Activists’ videos that were posted online Friday showed, large groups of protesters waving rebel flags cheering, clapping and in some cases, dancing to revolutionary songs.
“May God curse your soul Hafez,” they shouted in the Damascus suburb of Kfar Batna, in reference to Assad’s father, the late Syrian president, Hafez Assad. They were also seen chanting, “Syria wants freedom” and “You will fall, Bashar.”
Syria’s state news agency said Assad attended holiday prayers in Al-Afram Mosque in Al-Muhajireen district of Damascus. The embattled president was shown briefly on TV, sitting on the mosque floor and praying. He was later seen smiling and shaking hands with worshippers.
Assad has rarely appeared in public during the uprising. He was last shown on state TV Oct. 6, when he laid a wreath to mark the anniversary of the outbreak of the 1973 Arab-Israel war.
More than 35,000 people have been killed, including more than 8,000 government troops, since the uprising against Assad began in March 2011, according to activists.
The Observatory said overnight clashes between troops and rebels took place in Homs, in Deir el-Zour in the country’s east and in the city of Aleppo, the country’s largest. At least seven people were killed in the fighting, including three rebels, the group said. Six soldiers were wounded.

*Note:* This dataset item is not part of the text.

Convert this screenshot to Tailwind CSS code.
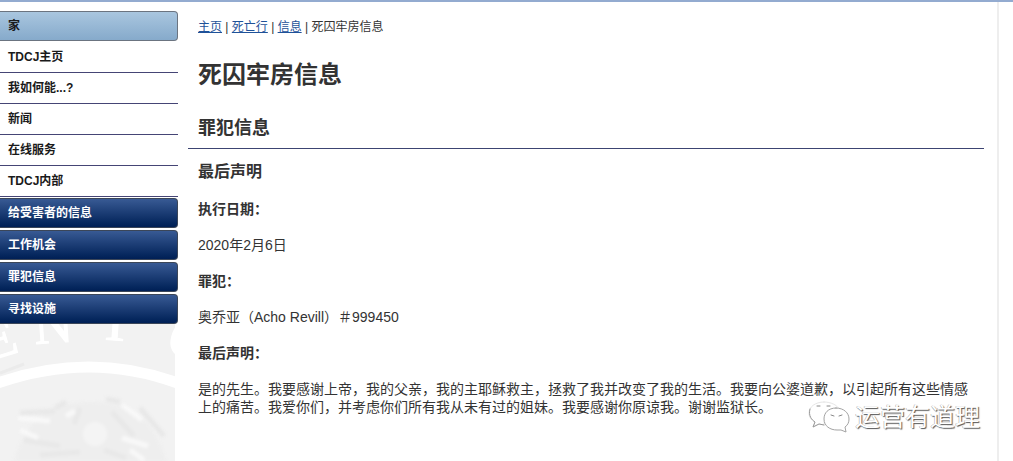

On Thursday, rebels claimed major gains in the key battleground of Aleppo, Syria’s commercial hub, pushing into predominantly Christian and Kurdish neighborhoods that had previously been held by pro-Assad forces in northern part of the city.
The short holiday cease-fire was all a divided international community could agree on after the failure of a more ambitious plan for an open-ended truce and political transition talks by Brahimi’s predecessor, former UN chief Kofi Annan, in April.
Brahimi has not said what was supposed to happen after four days, an ominous sign, since Assad and opposition leaders disagree sharply on how to proceed. Assad refuses to resign, while some opposition leaders say his departure is a prerequisite for any political talks. The fragmented opposition factions disagree over whether to negotiate with Assad at all.